Exercise goal
Omit the pictures and output every entry below exactly as written.

Collection entries:
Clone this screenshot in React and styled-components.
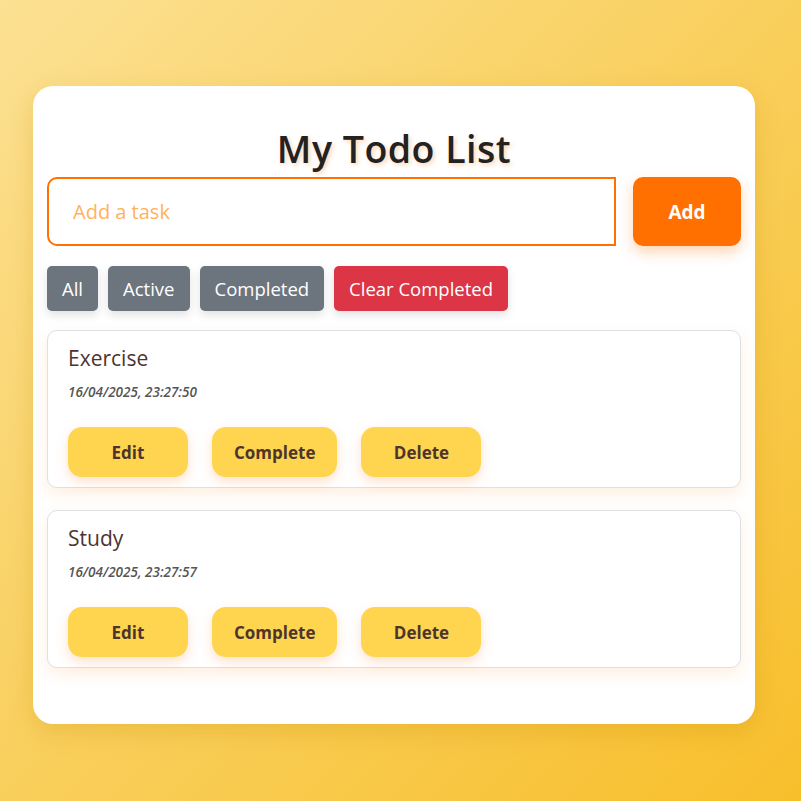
import React, { useState } from "react";
import styled, { createGlobalStyle } from "styled-components";

const Global = createGlobalStyle`
  html, body { margin: 0; padding: 0; }
  body {
    width: 801px;
    height: 801px;
    overflow: hidden;
    background: linear-gradient(135deg, #fce193 0%, #f9cf5c 50%, #f8bf2c 100%);
    font-family: "Open Sans", "Noto Sans", sans-serif;
  }
`;

const Page = styled.div`
  padding: 86px 46px 0 33px;
`;

const Card = styled.div`
  box-sizing: border-box;
  width: 722px;
  height: 638px;
  background: #fff;
  border-radius: 20px;
  box-shadow: 0 8px 24px rgba(200, 140, 0, 0.25);
  padding: 34px 14px 0 14px;
`;

const Title = styled.h1`
  margin: 0;
  text-align: center;
  font-size: 37.5px;
  line-height: 57px;
  font-weight: 600;
  color: #222;
  text-shadow: 2px 2px 4px rgba(255, 112, 0, 0.3);
  letter-spacing: 0.5px;
`;

const InputRow = styled.div`
  display: flex;
  gap: 17px;
  margin-bottom: 20px;
`;

const Input = styled.input`
  box-sizing: border-box;
  flex: 1;
  height: 69px;
  border: 2px solid #ff7000;
  border-radius: 10px 0 0 10px;
  padding: 0 24px;
  font-family: inherit;
  font-size: 20px;
  color: #333;
  outline: none;
  &::placeholder { color: #ffb25a; }
`;

const AddButton = styled.button`
  width: 108px;
  height: 69px;
  border: none;
  border-radius: 10px;
  background: #ff7000;
  color: #fff;
  font-family: inherit;
  font-size: 19px;
  font-weight: 700;
  box-shadow: 0 6px 14px rgba(255, 112, 0, 0.3);
  cursor: pointer;
`;

const Filters = styled.div`
  display: flex;
  gap: 10px;
  margin-bottom: 19px;
`;

const FilterButton = styled.button`
  height: 45px;
  padding: 0 15px;
  border: none;
  border-radius: 5px;
  background: ${(p) => (p.$danger ? "#dc3545" : "#6c757d")};
  color: #fff;
  font-family: inherit;
  font-size: 18.5px;
  box-shadow: 0 4px 10px rgba(0, 0, 0, 0.12);
  cursor: pointer;
`;

const List = styled.div`
  display: flex;
  flex-direction: column;
  gap: 22px;
`;

const TaskCard = styled.div`
  box-sizing: border-box;
  height: 158px;
  border: 1px solid #dde0e4;
  border-radius: 10px;
  padding: 12px 20px 0;
  box-shadow: 0 6px 16px rgba(255, 150, 50, 0.15);
  background: #fff;
`;

const TaskTitle = styled.div`
  font-size: 21px;
  line-height: 30px;
  font-weight: 500;
  color: #4e342e;
`;

const TaskDate = styled.div`
  margin-top: 10px;
  font-size: 13.5px;
  line-height: 18px;
  font-style: italic;
  font-weight: 600;
  color: #555;
`;

const Actions = styled.div`
  display: flex;
  gap: 24px;
  margin-top: 26px;
`;

const ActionButton = styled.button`
  min-width: 120px;
  height: 50px;
  padding: 0 22px;
  border: none;
  border-radius: 14px;
  background: #ffd54f;
  color: #4e342e;
  font-family: inherit;
  font-size: 17px;
  font-weight: 700;
  box-shadow: 0 5px 12px rgba(255, 140, 60, 0.25);
  cursor: pointer;
`;

const tasks = [
  { id: 1, title: "Exercise", date: "16/04/2025, 23:27:50" },
  { id: 2, title: "Study", date: "16/04/2025, 23:27:57" },
];

export default function App() {
  const [text, setText] = useState("");
  return (
    <>
      <Global />
      <Page>
        <Card>
          <Title>My Todo List</Title>
          <InputRow>
            <Input
              placeholder="Add a task"
              value={text}
              onChange={(e) => setText(e.target.value)}
            />
            <AddButton>Add</AddButton>
          </InputRow>
          <Filters>
            <FilterButton>All</FilterButton>
            <FilterButton>Active</FilterButton>
            <FilterButton>Completed</FilterButton>
            <FilterButton $danger>Clear Completed</FilterButton>
          </Filters>
          <List>
            {tasks.map((t) => (
              <TaskCard key={t.id}>
                <TaskTitle>{t.title}</TaskTitle>
                <TaskDate>{t.date}</TaskDate>
                <Actions>
                  <ActionButton>Edit</ActionButton>
                  <ActionButton>Complete</ActionButton>
                  <ActionButton>Delete</ActionButton>
                </Actions>
              </TaskCard>
            ))}
          </List>
        </Card>
      </Page>
    </>
  );
}
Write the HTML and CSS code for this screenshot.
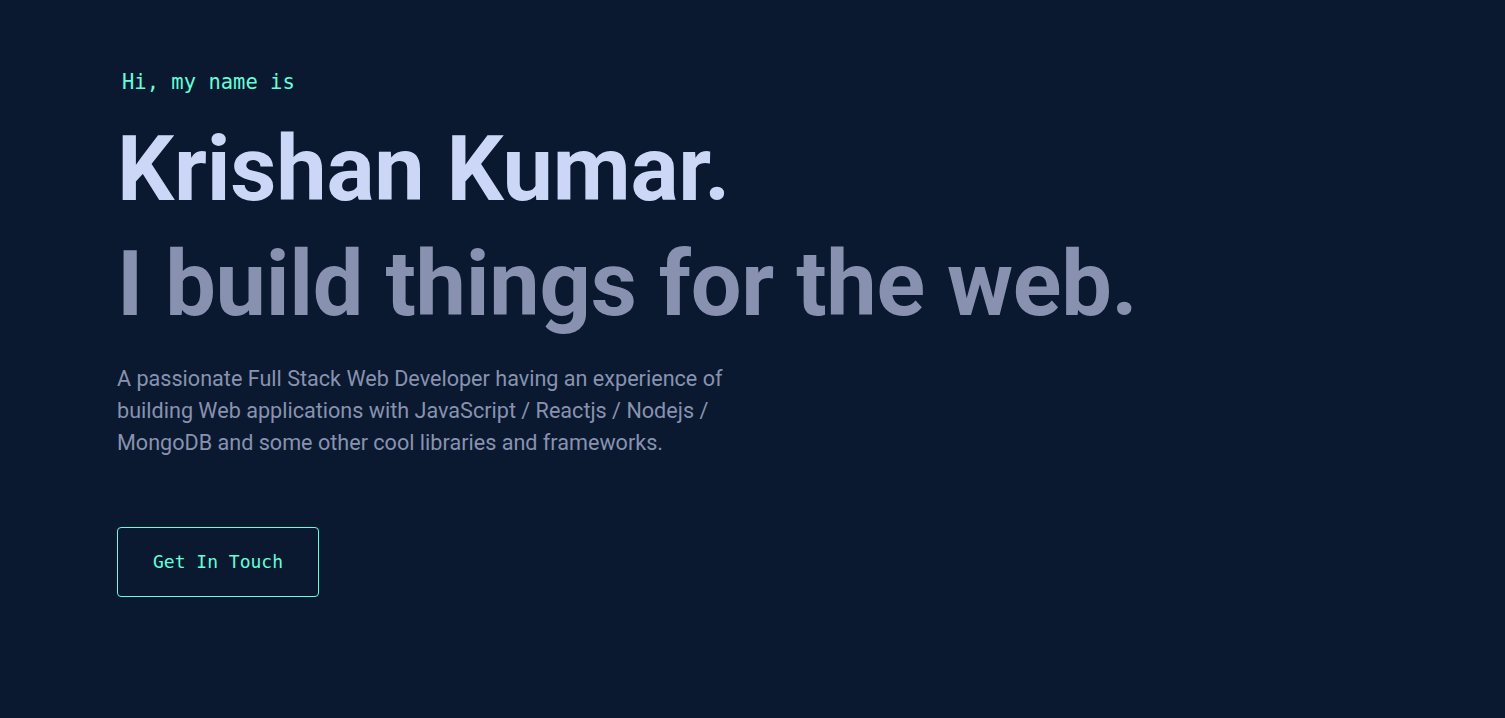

Worked answer
Clone this screenshot in React and styled-components.
import React, { useState } from "react";
import styled, { createGlobalStyle } from "styled-components";

const Global = createGlobalStyle`
  html, body { margin: 0; padding: 0; }
  body {
    width: 801px;
    height: 801px;
    overflow: hidden;
    background: linear-gradient(135deg, #fce193 0%, #f9cf5c 50%, #f8bf2c 100%);
    font-family: "Open Sans", "Noto Sans", sans-serif;
  }
`;

const Page = styled.div`
  padding: 86px 46px 0 33px;
`;

const Card = styled.div`
  box-sizing: border-box;
  width: 722px;
  height: 638px;
  background: #fff;
  border-radius: 20px;
  box-shadow: 0 8px 24px rgba(200, 140, 0, 0.25);
  padding: 34px 14px 0 14px;
`;

const Title = styled.h1`
  margin: 0;
  text-align: center;
  font-size: 37.5px;
  line-height: 57px;
  font-weight: 600;
  color: #222;
  text-shadow: 2px 2px 4px rgba(255, 112, 0, 0.3);
  letter-spacing: 0.5px;
`;

const InputRow = styled.div`
  display: flex;
  gap: 17px;
  margin-bottom: 20px;
`;

const Input = styled.input`
  box-sizing: border-box;
  flex: 1;
  height: 69px;
  border: 2px solid #ff7000;
  border-radius: 10px 0 0 10px;
  padding: 0 24px;
  font-family: inherit;
  font-size: 20px;
  color: #333;
  outline: none;
  &::placeholder { color: #ffb25a; }
`;

const AddButton = styled.button`
  width: 108px;
  height: 69px;
  border: none;
  border-radius: 10px;
  background: #ff7000;
  color: #fff;
  font-family: inherit;
  font-size: 19px;
  font-weight: 700;
  box-shadow: 0 6px 14px rgba(255, 112, 0, 0.3);
  cursor: pointer;
`;

const Filters = styled.div`
  display: flex;
  gap: 10px;
  margin-bottom: 19px;
`;

const FilterButton = styled.button`
  height: 45px;
  padding: 0 15px;
  border: none;
  border-radius: 5px;
  background: ${(p) => (p.$danger ? "#dc3545" : "#6c757d")};
  color: #fff;
  font-family: inherit;
  font-size: 18.5px;
  box-shadow: 0 4px 10px rgba(0, 0, 0, 0.12);
  cursor: pointer;
`;

const List = styled.div`
  display: flex;
  flex-direction: column;
  gap: 22px;
`;

const TaskCard = styled.div`
  box-sizing: border-box;
  height: 158px;
  border: 1px solid #dde0e4;
  border-radius: 10px;
  padding: 12px 20px 0;
  box-shadow: 0 6px 16px rgba(255, 150, 50, 0.15);
  background: #fff;
`;

const TaskTitle = styled.div`
  font-size: 21px;
  line-height: 30px;
  font-weight: 500;
  color: #4e342e;
`;

const TaskDate = styled.div`
  margin-top: 10px;
  font-size: 13.5px;
  line-height: 18px;
  font-style: italic;
  font-weight: 600;
  color: #555;
`;

const Actions = styled.div`
  display: flex;
  gap: 24px;
  margin-top: 26px;
`;

const ActionButton = styled.button`
  min-width: 120px;
  height: 50px;
  padding: 0 22px;
  border: none;
  border-radius: 14px;
  background: #ffd54f;
  color: #4e342e;
  font-family: inherit;
  font-size: 17px;
  font-weight: 700;
  box-shadow: 0 5px 12px rgba(255, 140, 60, 0.25);
  cursor: pointer;
`;

const tasks = [
  { id: 1, title: "Exercise", date: "16/04/2025, 23:27:50" },
  { id: 2, title: "Study", date: "16/04/2025, 23:27:57" },
];

export default function App() {
  const [text, setText] = useState("");
  return (
    <>
      <Global />
      <Page>
        <Card>
          <Title>My Todo List</Title>
          <InputRow>
            <Input
              placeholder="Add a task"
              value={text}
              onChange={(e) => setText(e.target.value)}
            />
            <AddButton>Add</AddButton>
          </InputRow>
          <Filters>
            <FilterButton>All</FilterButton>
            <FilterButton>Active</FilterButton>
            <FilterButton>Completed</FilterButton>
            <FilterButton $danger>Clear Completed</FilterButton>
          </Filters>
          <List>
            {tasks.map((t) => (
              <TaskCard key={t.id}>
                <TaskTitle>{t.title}</TaskTitle>
                <TaskDate>{t.date}</TaskDate>
                <Actions>
                  <ActionButton>Edit</ActionButton>
                  <ActionButton>Complete</ActionButton>
                  <ActionButton>Delete</ActionButton>
                </Actions>
              </TaskCard>
            ))}
          </List>
        </Card>
      </Page>
    </>
  );
}
Write the HTML and CSS code for this screenshot.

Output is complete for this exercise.